Eyes out for work

Graeme Turner
Summary 
No-one likes to lose their job. I have a vision impairment and am facing the challenge of looking for work because my job finished up. It's tricky to apply for jobs by computer. I then need to get to the right place for the job interview. At one interview, all applicants were interviewed together. In an interview it's bad enough working with people you haven't met. When you can't see them either it's doubly hard. At another interview I had trouble even finding the front desk. Still I keep trying. I might not have a job yet, but I won't give up.
Posted by: 
Graeme Turner on 13/09/2012
A man is sitting at a table being interviewed by a woman. In the background are other one-on-one interviews.
Job_interview_0001

"I wasn't going to be short-changed."

When you have to look for a job, it's hard enough when you have your arms, legs, eyes and ears working fine. But how much harder is it when you have a disability? I was about to find out and learn a few lessons along the way.

Interview

As a person with a vision impairment, I'd nutted out the address for my latest face-to-face job interview and entered the foyer full of anticipation. It was empty.
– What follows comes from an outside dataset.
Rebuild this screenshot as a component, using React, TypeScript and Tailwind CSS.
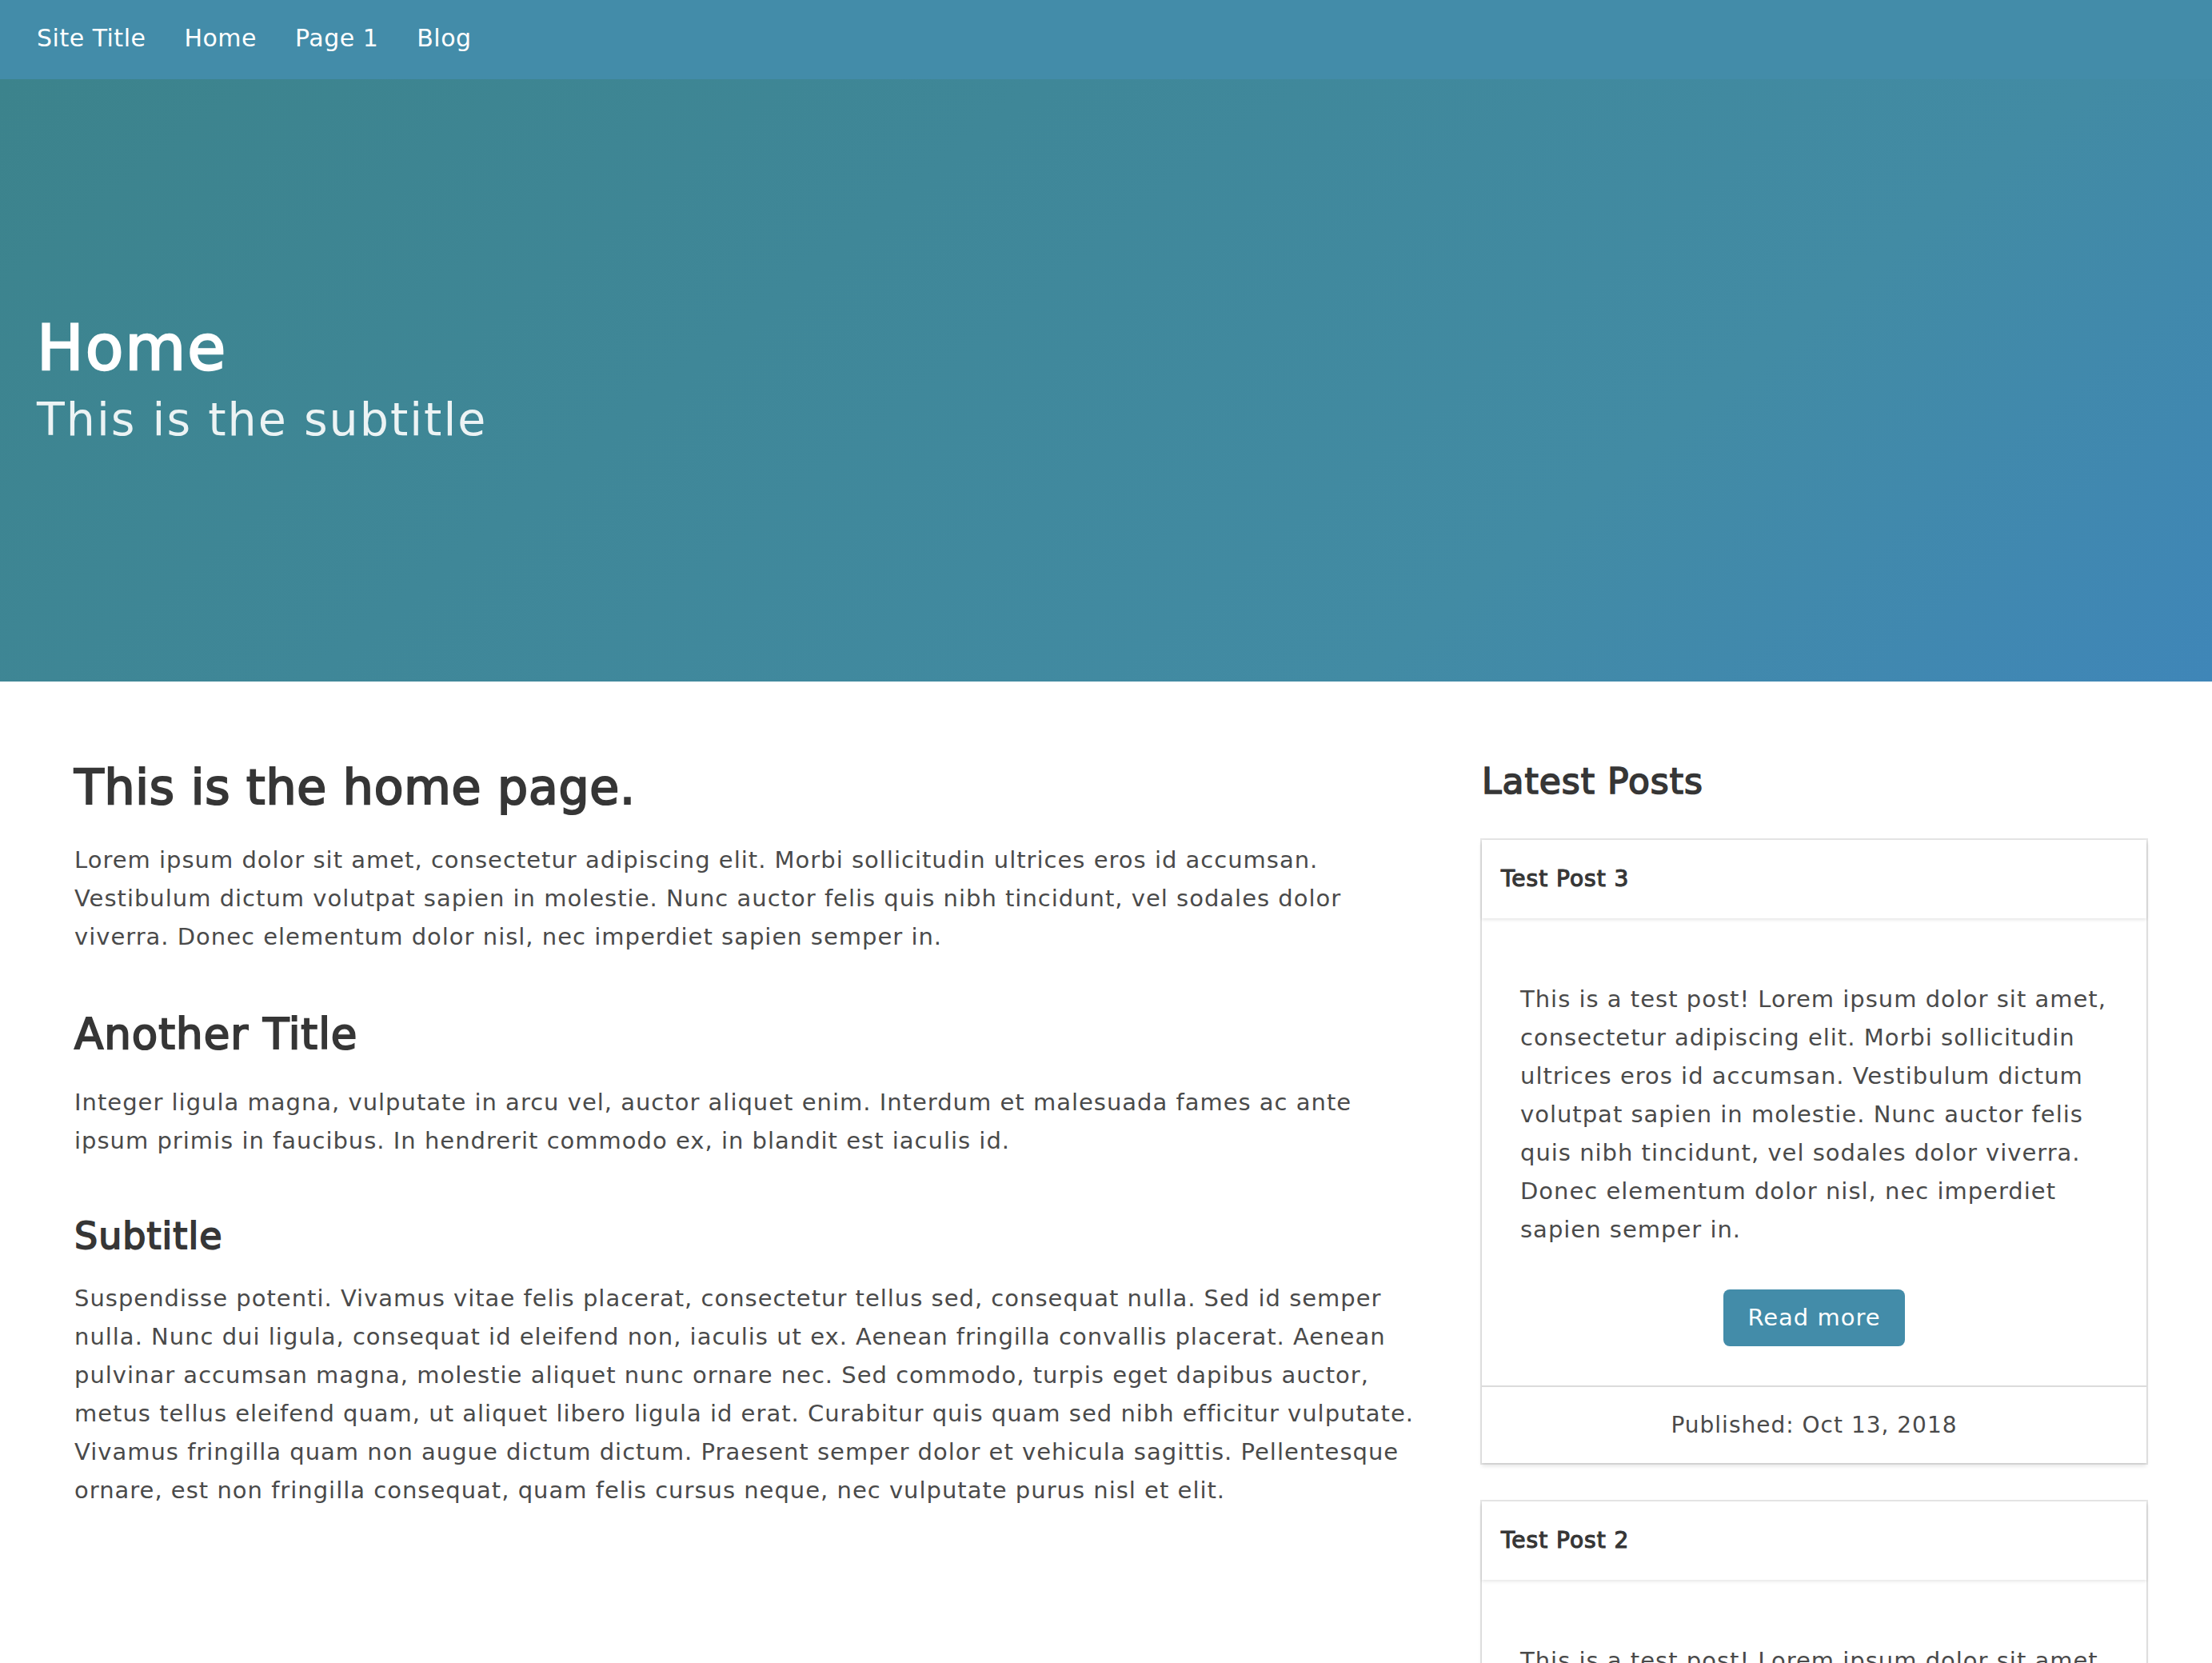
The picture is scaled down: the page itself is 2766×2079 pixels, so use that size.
import React from 'react';

const introLines: string[] = [
    'Lorem ipsum dolor sit amet, consectetur adipiscing elit. Morbi sollicitudin ultrices eros id accumsan.',
    'Vestibulum dictum volutpat sapien in molestie. Nunc auctor felis quis nibh tincidunt, vel sodales dolor',
    'viverra. Donec elementum dolor nisl, nec imperdiet sapien semper in.',
];

const anotherLines: string[] = [
    'Integer ligula magna, vulputate in arcu vel, auctor aliquet enim. Interdum et malesuada fames ac ante',
    'ipsum primis in faucibus. In hendrerit commodo ex, in blandit est iaculis id.',
];

const subtitleLines: string[] = [
    'Suspendisse potenti. Vivamus vitae felis placerat, consectetur tellus sed, consequat nulla. Sed id semper',
    'nulla. Nunc dui ligula, consequat id eleifend non, iaculis ut ex. Aenean fringilla convallis placerat. Aenean',
    'pulvinar accumsan magna, molestie aliquet nunc ornare nec. Sed commodo, turpis eget dapibus auctor,',
    'metus tellus eleifend quam, ut aliquet libero ligula id erat. Curabitur quis quam sed nibh efficitur vulputate.',
    'Vivamus fringilla quam non augue dictum dictum. Praesent semper dolor et vehicula sagittis. Pellentesque',
    'ornare, est non fringilla consequat, quam felis cursus neque, nec vulputate purus nisl et elit.',
];

const postLines: string[] = [
    'This is a test post! Lorem ipsum dolor sit amet,',
    'consectetur adipiscing elit. Morbi sollicitudin',
    'ultrices eros id accumsan. Vestibulum dictum',
    'volutpat sapien in molestie. Nunc auctor felis',
    'quis nibh tincidunt, vel sodales dolor viverra.',
    'Donec elementum dolor nisl, nec imperdiet',
    'sapien semper in.',
];

const posts = [
    { title: 'Test Post 3', date: 'Oct 13, 2018' },
    { title: 'Test Post 2', date: 'Oct 13, 2018' },
];

const Lines = ({ lines }: { lines: string[] }): React.ReactElement => (
    <>
        {lines.map((line, i) => (
            <React.Fragment key={i}>
                {line}
                {i < lines.length - 1 && <br />}
            </React.Fragment>
        ))}
    </>
);

const PostCard = ({ title, date }: { title: string; date: string }): React.ReactElement => (
    <div className="bg-white shadow-[0_4px_5px_rgba(10,10,10,0.1),0_0_0_2px_rgba(10,10,10,0.1)]">
        <header className="flex h-[98px] items-center px-[24px] shadow-[0_2px_4px_rgba(10,10,10,0.1)]">
            <p className="text-[28px] tracking-[1px] text-[#363636] [-webkit-text-stroke:1.2px_#363636]">{title}</p>
        </header>
        <div className="px-[48px] pt-[77px] pb-[49px]">
            <p className="whitespace-nowrap text-[29px] leading-[48px] tracking-[1px] text-[#4a4a4a]">
                <Lines lines={postLines} />
            </p>
            <div className="mt-[51px] flex justify-center">
                <button className="h-[71px] w-[227px] rounded-[8px] bg-[#438ca9] text-[29px] tracking-[1px] text-white">
                    Read more
                </button>
            </div>
        </div>
        <footer className="flex h-[97px] items-center justify-center border-t-2 border-[#dbdbdb] text-[28px] tracking-[1px] text-[#4a4a4a]">
            Published: {date}
        </footer>
    </div>
);

const App: React.FC = (): React.ReactElement => {
    const navItems = ['Site Title', 'Home', 'Page 1', 'Blog'];

    return (
        <div className="min-h-screen bg-white font-['DejaVu_Sans',sans-serif]">
            {/* navbar */}
            <nav className="flex h-[99px] items-center bg-[#438ca9] pl-[22px] pb-[4px]">
                {navItems.map((item) => (
                    <a key={item} className="px-[24px] text-[30px] tracking-[0.5px] text-white" href="#">
                        {item}
                    </a>
                ))}
            </nav>

            {/* hero */}
            <section className="bg-[linear-gradient(141deg,#3c838c_0%,#428ba4_71%,#3f86b8_100%)] pt-[297px] pb-[294px] pl-[46px]">
                <h1 className="text-[78px] leading-[78px] tracking-[2px] text-white [-webkit-text-stroke:2.4px_white]">
                    Home
                </h1>
                <h2 className="mt-[16px] text-[57px] leading-[68px] tracking-[2px] text-white/90">
                    This is the subtitle
                </h2>
            </section>

            {/* content */}
            <section className="flex pt-[100px] pl-[93px]">
                <main className="w-[1713px] shrink-0 text-[#4a4a4a]">
                    <h1 className="text-[60px] leading-[64px] tracking-[0.8px] text-[#363636] [-webkit-text-stroke:2.2px_#363636]">
                        This is the home page.
                    </h1>
                    <p className="mt-[35px] whitespace-nowrap text-[29px] leading-[48px] tracking-[1px]">
                        <Lines lines={introLines} />
                    </p>
                    <h2 className="mt-[69px] text-[53px] leading-[58px] tracking-[1px] text-[#363636] [-webkit-text-stroke:2px_#363636]">
                        Another Title
                    </h2>
                    <p className="mt-[32px] whitespace-nowrap text-[29px] leading-[48px] tracking-[1px]">
                        <Lines lines={anotherLines} />
                    </p>
                    <h3 className="mt-[70px] text-[46px] leading-[50px] tracking-[1px] text-[#363636] [-webkit-text-stroke:1.8px_#363636]">
                        Subtitle
                    </h3>
                    <p className="mt-[29px] whitespace-nowrap text-[29px] leading-[48px] tracking-[1px]">
                        <Lines lines={subtitleLines} />
                    </p>
                </main>

                <aside className="ml-[47px] w-[831px] shrink-0">
                    <h2 className="mt-[1px] text-[44px] leading-[48px] tracking-[1px] text-[#363636] [-webkit-text-stroke:1.7px_#363636]">
                        Latest Posts
                    </h2>
                    <div className="mt-[49px] flex flex-col gap-[48px] pb-[60px]">
                        {posts.map((post) => (
                            <PostCard key={post.title} title={post.title} date={post.date} />
                        ))}
                    </div>
                </aside>
            </section>
        </div>
    );
};

export default App;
You're in the wrong place. Our other office is across the road, offered a female staff member.

I was off to a magnificent start with this, my latest interview in the search for new employment.

It's not about me

Being out of a job began with what human resources departments love to call a retrenchment. It's not about me. It's simply the position. Fine, we move on. I embraced the chance to make a fresh start.

I was directed to a few sessions with an external consultant whose knowledge of blindness was equivalent to a Bedouin's familiarity with polar bears. He promptly wished to overhaul my resume. It even came down to the 18 point heading font being the right shade of teal.

Job goal

My goal was clear. I'd apply for customer service roles short term with the long-term view to find something better. After all don't they want workers with initiative?

The first hurdle was to apply online using text-to-speech software. I dutifully filled in the forms and proceeded to the upload resume button. It didn't work.

Eventually I managed to fire off a few applications and was rewarded with some brief automated acknowledgements.

At last, someone rang and offered an interview over the phone. As I was a seasoned customer service operator, such an exchange was a walk by the seaside. I was invited to an interview the following morning.

I need to tell you that I have a vision impairment. I hoped I sounded confident.

The appointment was rescheduled because there was a catch. It was a group interview.

The right office

After crossing the road, I waited with a gaggle of candidates who mostly seemed the backpacking variety.

We were grouped around tables, with our names propped before us on bent paper.

We want you to work together to devise a campaign to market a pet shop, breezed a chirpy facilitator. Great, they were going to assess my group interaction skills with a bunch of people I couldn't see, couldn't name and whose body language was an utter mystery. Notwithstanding this, I thought my idea of calling the shop Furry tails was a good start.

Several times applicants were invited to respond in writing. But I was told not to worry about that. They'd ask me any relevant questions at the finish.

So after an extensive one-on-one interview at the end of the morning, what did they forget? But I wasn't going to be short-changed and reminded them of the outstanding questions.

I figured I'd performed pretty well, at least until I read the email that arrived.

I was not only unsuccessful, but told I should look for another line of work.

Next interview

In the next face-to-face interview I walked into a foyer whose open-plan space pounded me with an uproar of voices topped by a radio on full volume. I couldn't even locate the enquiries desk.

At least this time, there was only one candidate and one interviewer.

Judging from her murmurs of approval, I figured I'd said all the right things about listening to clients and focusing on solutions. I was told I would hear back in two weeks.

I waited. Two weeks passed. And three weeks. This time I didn't even receive an email or a text.

And on it goes

A happy ending would be great. Aren't such accounts of looking for work supposed to ignite the torch of hope in others?

In a few days I'll attend another interview. At least this time I have a clear address and there's only one office to be found.

Have you had any interesting encounters when looking for work?

Readers comments (2)

So that is what I have been doing wrong, my resume heading is the wrong shade of teal.

Hope you find a great job soon.

Hi again Grahame

I really understood your frustrations and tricky position when going for interviews. But like you said, never give up.

Back in the 1990s when I was with a couple of employment agencies, specialising in working with people who had disabiltiies, mind you.

I was told that I did not have the 'look' for an at the front desk admin type role, despite my obvious skills in that area. I type like lightening so they would have loved me.

The actual employment agency's Encouragement advice was to work from home, because "I was unemployable, and nobody would employ someone with a severe skin condition like mine". How charming was that? they also informed me to keep away from supermarkets/vegetable stalls, because I would put the other customers off.

Well that has an impressionable impact on a young person, so I went into a deep depression about 8 years, and then I thought, bugger them, I am going to return to study, and prove them all wrong.

My notetaking Job has just finished for the year, returning in March, and I just finished a research project/training session for an organisation, so I am looking also.

i hope the attitudes will be different from back in the 1990s.